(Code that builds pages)

start

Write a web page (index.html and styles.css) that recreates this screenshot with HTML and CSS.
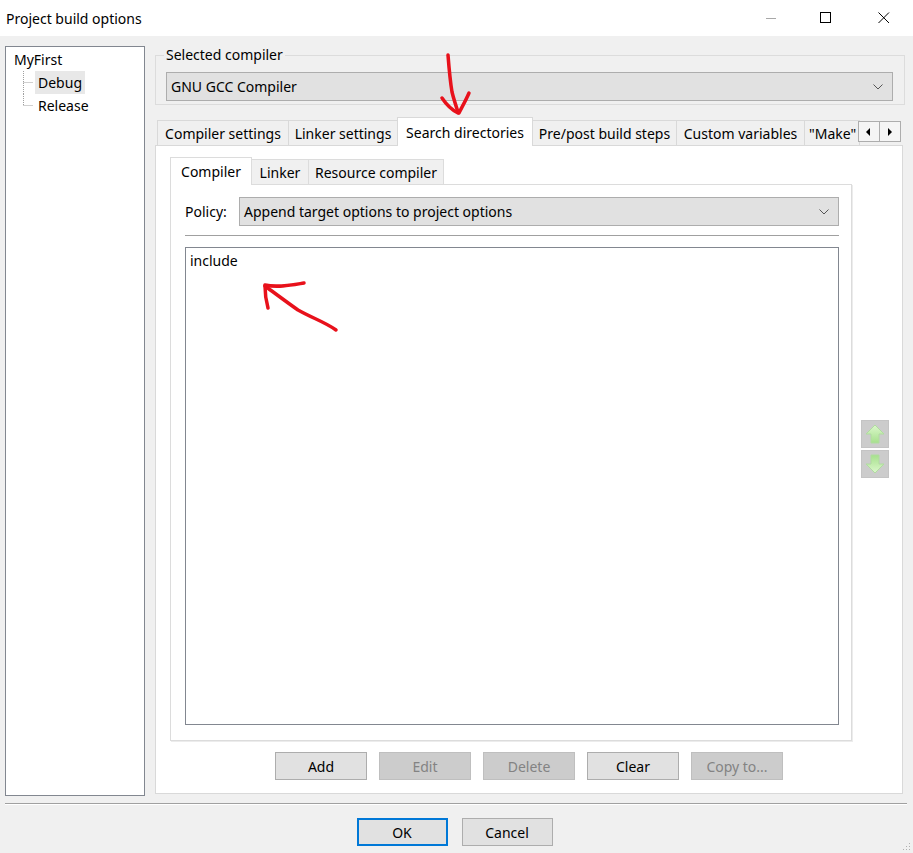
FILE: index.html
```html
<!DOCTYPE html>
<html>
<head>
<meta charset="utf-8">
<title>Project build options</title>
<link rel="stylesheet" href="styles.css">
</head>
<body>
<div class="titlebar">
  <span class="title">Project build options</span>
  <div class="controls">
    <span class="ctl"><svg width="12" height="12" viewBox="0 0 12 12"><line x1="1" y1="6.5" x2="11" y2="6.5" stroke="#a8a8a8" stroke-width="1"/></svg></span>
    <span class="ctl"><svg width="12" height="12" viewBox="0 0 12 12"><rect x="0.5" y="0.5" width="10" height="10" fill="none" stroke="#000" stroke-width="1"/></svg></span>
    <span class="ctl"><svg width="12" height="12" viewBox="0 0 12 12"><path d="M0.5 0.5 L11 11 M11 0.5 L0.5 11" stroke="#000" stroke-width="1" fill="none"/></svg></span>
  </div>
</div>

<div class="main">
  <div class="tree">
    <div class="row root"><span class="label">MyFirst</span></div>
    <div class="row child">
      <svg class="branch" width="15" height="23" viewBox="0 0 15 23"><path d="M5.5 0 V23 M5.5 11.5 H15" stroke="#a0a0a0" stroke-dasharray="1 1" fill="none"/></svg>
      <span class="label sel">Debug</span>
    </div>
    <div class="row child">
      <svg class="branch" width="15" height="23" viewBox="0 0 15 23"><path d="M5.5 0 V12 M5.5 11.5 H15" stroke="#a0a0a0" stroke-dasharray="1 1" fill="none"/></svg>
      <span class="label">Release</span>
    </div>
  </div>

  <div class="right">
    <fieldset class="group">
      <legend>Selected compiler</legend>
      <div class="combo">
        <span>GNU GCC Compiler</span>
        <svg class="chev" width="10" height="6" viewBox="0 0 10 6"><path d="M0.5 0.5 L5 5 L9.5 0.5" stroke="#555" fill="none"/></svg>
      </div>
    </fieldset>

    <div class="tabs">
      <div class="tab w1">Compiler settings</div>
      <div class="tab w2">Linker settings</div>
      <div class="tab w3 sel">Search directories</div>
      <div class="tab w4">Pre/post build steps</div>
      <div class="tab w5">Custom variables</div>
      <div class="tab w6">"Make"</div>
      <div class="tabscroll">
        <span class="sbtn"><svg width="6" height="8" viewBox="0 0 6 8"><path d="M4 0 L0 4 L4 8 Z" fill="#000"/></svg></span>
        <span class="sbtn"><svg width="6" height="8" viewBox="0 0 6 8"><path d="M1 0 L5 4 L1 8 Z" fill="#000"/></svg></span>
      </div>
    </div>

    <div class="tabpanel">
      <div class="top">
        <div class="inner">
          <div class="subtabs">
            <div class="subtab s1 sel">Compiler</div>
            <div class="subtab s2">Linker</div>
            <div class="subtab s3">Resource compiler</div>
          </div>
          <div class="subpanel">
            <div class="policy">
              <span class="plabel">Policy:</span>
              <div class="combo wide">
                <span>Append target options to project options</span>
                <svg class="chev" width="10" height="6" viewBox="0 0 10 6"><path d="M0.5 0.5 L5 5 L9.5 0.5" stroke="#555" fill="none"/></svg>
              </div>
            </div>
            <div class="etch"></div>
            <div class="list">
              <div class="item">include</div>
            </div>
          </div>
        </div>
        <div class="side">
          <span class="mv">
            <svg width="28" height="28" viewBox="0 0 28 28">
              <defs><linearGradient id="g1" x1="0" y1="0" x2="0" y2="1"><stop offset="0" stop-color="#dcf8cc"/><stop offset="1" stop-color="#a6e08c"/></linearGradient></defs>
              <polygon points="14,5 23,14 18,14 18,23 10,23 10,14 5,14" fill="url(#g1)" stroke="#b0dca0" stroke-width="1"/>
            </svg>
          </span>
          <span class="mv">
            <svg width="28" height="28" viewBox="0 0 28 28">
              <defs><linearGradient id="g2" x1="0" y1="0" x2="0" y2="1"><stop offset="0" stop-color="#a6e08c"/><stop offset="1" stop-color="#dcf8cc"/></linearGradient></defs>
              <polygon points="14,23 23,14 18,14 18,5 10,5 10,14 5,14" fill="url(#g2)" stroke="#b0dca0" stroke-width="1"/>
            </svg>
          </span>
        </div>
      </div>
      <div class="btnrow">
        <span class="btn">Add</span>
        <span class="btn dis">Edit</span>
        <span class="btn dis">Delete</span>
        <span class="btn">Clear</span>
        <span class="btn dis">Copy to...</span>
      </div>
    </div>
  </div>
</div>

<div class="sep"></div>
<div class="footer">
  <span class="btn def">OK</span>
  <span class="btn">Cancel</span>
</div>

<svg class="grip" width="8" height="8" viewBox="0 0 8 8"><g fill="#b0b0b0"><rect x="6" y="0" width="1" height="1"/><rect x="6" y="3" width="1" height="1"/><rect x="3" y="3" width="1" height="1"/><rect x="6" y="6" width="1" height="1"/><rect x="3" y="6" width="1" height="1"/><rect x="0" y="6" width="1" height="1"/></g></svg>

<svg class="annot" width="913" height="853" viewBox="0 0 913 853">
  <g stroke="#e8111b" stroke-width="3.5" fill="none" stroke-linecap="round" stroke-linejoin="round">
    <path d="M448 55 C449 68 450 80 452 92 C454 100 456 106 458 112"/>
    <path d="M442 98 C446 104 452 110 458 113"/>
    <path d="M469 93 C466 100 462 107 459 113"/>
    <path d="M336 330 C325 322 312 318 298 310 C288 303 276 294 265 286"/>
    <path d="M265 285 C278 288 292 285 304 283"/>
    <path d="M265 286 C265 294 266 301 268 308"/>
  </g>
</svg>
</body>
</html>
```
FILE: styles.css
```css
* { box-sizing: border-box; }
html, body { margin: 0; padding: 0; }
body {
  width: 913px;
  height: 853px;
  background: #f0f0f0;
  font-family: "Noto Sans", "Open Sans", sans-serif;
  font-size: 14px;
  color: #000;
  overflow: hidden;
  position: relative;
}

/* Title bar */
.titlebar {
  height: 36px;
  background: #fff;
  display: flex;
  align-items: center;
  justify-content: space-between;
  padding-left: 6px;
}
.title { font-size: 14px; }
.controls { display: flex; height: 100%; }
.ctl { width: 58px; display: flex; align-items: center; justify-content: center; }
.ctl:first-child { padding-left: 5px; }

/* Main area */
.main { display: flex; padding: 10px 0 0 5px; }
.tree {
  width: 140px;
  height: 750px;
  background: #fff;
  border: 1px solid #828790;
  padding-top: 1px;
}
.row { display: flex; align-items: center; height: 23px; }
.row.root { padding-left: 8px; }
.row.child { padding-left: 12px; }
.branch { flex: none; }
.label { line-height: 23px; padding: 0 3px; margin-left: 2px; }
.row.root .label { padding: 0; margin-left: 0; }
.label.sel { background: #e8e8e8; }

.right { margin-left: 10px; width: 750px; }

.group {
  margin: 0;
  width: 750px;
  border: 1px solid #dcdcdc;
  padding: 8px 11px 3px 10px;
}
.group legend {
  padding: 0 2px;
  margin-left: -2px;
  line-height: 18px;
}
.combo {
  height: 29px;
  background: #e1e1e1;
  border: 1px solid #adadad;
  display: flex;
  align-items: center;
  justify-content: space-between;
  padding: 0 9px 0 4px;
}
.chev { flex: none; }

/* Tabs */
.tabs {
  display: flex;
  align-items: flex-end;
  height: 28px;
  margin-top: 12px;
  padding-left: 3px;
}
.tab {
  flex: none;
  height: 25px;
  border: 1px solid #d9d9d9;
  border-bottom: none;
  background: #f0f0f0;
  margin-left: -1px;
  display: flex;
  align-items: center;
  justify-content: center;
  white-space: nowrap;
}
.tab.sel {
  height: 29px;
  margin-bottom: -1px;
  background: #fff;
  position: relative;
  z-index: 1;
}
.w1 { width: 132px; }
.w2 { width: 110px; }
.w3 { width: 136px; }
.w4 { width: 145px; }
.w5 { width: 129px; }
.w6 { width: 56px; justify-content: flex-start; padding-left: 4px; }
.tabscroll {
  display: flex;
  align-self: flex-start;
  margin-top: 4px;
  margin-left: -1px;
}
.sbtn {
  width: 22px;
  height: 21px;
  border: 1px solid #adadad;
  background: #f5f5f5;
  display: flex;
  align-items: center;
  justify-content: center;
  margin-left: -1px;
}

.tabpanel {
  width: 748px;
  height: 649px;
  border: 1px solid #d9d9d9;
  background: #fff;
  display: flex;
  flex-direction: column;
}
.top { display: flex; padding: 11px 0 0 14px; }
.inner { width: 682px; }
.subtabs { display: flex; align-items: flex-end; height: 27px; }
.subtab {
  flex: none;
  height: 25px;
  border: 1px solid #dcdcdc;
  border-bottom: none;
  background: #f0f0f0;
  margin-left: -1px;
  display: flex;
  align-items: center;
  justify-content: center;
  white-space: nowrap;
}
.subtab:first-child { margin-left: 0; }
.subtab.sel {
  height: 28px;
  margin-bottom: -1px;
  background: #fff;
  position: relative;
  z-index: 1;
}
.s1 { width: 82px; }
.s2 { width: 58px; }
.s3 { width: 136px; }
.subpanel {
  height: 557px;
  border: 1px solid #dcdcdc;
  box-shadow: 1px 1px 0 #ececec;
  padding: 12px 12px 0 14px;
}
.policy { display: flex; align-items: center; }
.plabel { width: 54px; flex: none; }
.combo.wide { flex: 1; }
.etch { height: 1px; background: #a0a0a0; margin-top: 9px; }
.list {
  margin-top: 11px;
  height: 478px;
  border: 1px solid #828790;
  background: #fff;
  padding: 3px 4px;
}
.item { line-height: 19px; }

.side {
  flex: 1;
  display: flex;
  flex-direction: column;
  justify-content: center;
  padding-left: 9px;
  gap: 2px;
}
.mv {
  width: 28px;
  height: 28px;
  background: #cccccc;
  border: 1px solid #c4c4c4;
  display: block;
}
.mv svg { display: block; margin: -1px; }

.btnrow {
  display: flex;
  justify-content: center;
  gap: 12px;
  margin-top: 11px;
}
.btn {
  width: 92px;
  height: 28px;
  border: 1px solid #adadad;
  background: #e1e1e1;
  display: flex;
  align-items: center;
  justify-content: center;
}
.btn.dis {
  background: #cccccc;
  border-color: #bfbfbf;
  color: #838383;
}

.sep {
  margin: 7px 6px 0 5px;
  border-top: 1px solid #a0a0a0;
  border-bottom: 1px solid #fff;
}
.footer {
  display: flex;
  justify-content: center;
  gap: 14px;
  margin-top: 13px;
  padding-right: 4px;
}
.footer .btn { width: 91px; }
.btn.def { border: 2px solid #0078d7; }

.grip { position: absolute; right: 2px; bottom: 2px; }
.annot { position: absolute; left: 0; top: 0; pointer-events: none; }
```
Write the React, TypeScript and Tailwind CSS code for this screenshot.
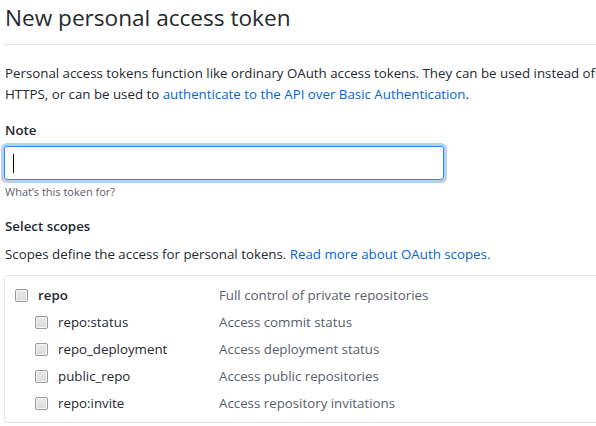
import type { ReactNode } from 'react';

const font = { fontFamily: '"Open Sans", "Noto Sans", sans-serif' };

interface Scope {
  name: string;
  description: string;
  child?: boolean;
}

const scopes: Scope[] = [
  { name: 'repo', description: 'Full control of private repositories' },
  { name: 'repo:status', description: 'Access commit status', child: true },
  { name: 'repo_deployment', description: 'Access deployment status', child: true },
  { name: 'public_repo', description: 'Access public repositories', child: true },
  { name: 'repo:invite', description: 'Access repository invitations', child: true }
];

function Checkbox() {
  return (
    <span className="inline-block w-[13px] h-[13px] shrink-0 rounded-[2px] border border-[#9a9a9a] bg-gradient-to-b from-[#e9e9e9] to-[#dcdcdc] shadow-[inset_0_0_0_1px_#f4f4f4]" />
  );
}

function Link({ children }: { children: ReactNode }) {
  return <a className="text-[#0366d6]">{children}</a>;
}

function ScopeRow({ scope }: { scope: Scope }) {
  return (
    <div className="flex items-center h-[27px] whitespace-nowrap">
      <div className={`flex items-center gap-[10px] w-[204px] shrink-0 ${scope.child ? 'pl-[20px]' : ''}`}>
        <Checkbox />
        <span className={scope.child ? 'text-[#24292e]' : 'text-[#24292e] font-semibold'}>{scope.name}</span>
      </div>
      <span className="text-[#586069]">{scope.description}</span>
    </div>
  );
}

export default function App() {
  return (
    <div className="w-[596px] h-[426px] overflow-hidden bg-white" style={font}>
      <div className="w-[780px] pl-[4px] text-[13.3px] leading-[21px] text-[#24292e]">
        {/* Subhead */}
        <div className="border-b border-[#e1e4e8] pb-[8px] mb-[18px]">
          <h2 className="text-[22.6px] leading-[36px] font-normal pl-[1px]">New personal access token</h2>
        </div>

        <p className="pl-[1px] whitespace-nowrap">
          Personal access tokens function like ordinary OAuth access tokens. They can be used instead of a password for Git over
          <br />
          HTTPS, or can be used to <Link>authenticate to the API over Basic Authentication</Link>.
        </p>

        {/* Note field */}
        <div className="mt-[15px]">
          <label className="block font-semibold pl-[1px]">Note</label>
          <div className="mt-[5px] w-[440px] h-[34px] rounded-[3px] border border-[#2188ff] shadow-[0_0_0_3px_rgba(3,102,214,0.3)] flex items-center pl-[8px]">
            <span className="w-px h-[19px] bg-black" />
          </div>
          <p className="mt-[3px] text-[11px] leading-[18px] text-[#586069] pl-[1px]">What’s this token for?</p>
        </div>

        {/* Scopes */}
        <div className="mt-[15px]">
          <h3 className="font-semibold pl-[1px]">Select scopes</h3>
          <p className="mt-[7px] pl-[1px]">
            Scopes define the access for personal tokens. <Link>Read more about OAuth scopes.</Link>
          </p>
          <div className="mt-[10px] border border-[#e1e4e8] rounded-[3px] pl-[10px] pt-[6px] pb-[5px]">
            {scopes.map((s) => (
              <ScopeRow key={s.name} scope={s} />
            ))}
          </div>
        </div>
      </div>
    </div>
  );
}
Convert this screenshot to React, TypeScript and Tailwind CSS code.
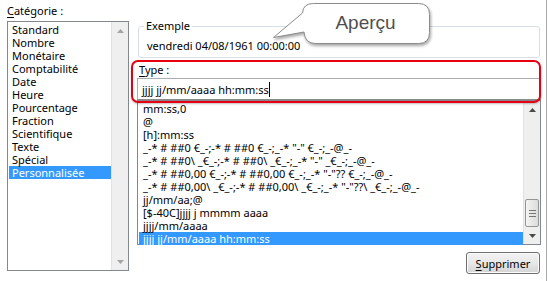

end

Out of the material above, gather each line where "styles" appears.

→ **OUTPUT OF THE EXERCISE**
Write a web page (index.html and styles.css) that recreates this screenshot with HTML and CSS.
<link rel="stylesheet" href="styles.css">
FILE: styles.css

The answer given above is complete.